Un défi pour l’humanité
Philippe Bihouix, Vincent Perriot, Editions Casterman, 2024
Philippe Bihouix est un ingénieur qui travaille depuis une vingtaine d’années sur les ressources, leur raréfaction et les moyens de sortir de notre frénésie technologique. Parmi les ouvrages qu’il a écrits seul ou à plusieurs, on peut citer « Quel Futur pour les métaux » – 2010 et « L’Age des low tech » – 2014 (voir les chroniques) dont les idées sont à la base de « Ressources ». Vincent Perriot est un dessinateur de BD, qui, récemment a composé une série de Science-Fiction, Negalyod. De leur rencontre est née une BD qui se présente comme un voyage (en vaisseau spatial, mais aussi avec d’autres véhicules plus sobres) qu’ils font ensemble dans le monde des ressources matérielles, en particulier des métaux.
Les premières planches décrivent un futur idyllique où en 3019, l’homme a définitivement conquis l’espace comme le proposait Jeff Bezos, fondateur d’Amazon en 2019. « Vincent, tu crois vraiment à cette vision de l’avenir ? » demande Philippe qui lui propose un voyage pour comprendre pourquoi cette vision est irréaliste.
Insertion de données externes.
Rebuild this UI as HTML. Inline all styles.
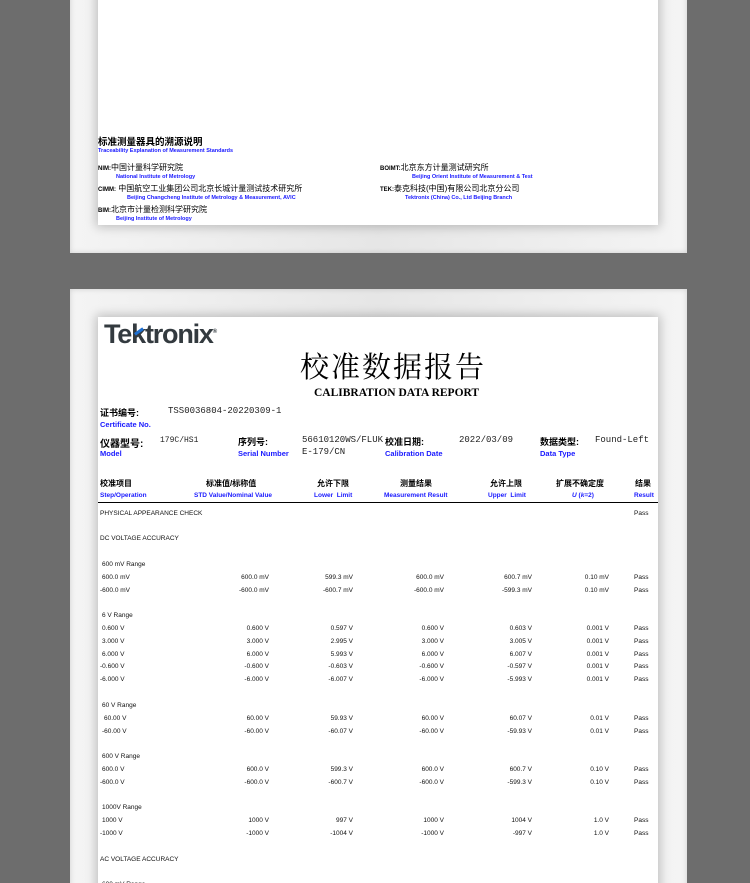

Le voyage commence dans le monde des cornucopiens, ceux qui ont « la conviction que nous allons, grâce au progrès technique, vers un monde d’abondance ». L’occasion d’un retour dans le passé pour rencontrer les penseurs d’un progrès sans limite à commencer par Roger Bacon, René Descartes ou William Godwin… et plus près de nous Alvin Toffler ou William Nordhaus, mais aussi ceux comme Malthus ou les auteurs du rapport de 1972 sur les limites de la croissance, qui eux sont convaincus qu’une croissance infinie dans un monde fini est impossible.
Une fois identifiées les deux visions de l’avenir radicalement opposées, le chapitre 2 explore les raisons pour lesquelles une croissance infinie de l’économie est physiquement impossible.
Le chapitre suivant emmène les deux voyageurs dans le monde des ressources et en particulier des métaux, où sont bien illustré le cercle vicieux entre énergie et métaux (l’extraction des métaux demande toujours plus d’énergie, la production d’énergie demande de plus en plus de métaux), l’effet rebond, la notion d’entropie, les notions de stocks et de flux… avec le risque de transformer à terme « Gaia », la planète vivante en Thanatia, une planète morte.
Le chapitre 5 rentre dans des aspects techniques des métaux pour expliquer les limites qu’il y a au recyclage des métaux.
Les chapitres 6 et 7 reviennent sur des aspects plus philosophiques pour réfléchir à des pistes pour une civilisation techniquement soutenable : sobriété, durée de vie (sortir de la société du jetable), techno discernement et Low Tech. Tout en sachant que « si cette décroissance des flux matériels s’avère nécessaire techniquement, il faut que cela fonctionne du point de vue économique et social ». Ce n’est pas gagné de faire atterrir « ce vaisseau fou qu’est devenu notre civilisation technologique ». La conclusion est empruntée à Thomas More : pour parler de l’atterrissage, Philippe nous dit « Je le souhaite plus que je ne l’espère ».
Un très bel ouvrage qui combine de superbes dessins et des illustrations très pédagogique des idées développées par Philippe Bihouix dans ses précédents ouvrages. Pour ceux qui veulent aller plus loin, l’ouvrage est complété par un glossaire, des compléments techniques et une liste de références.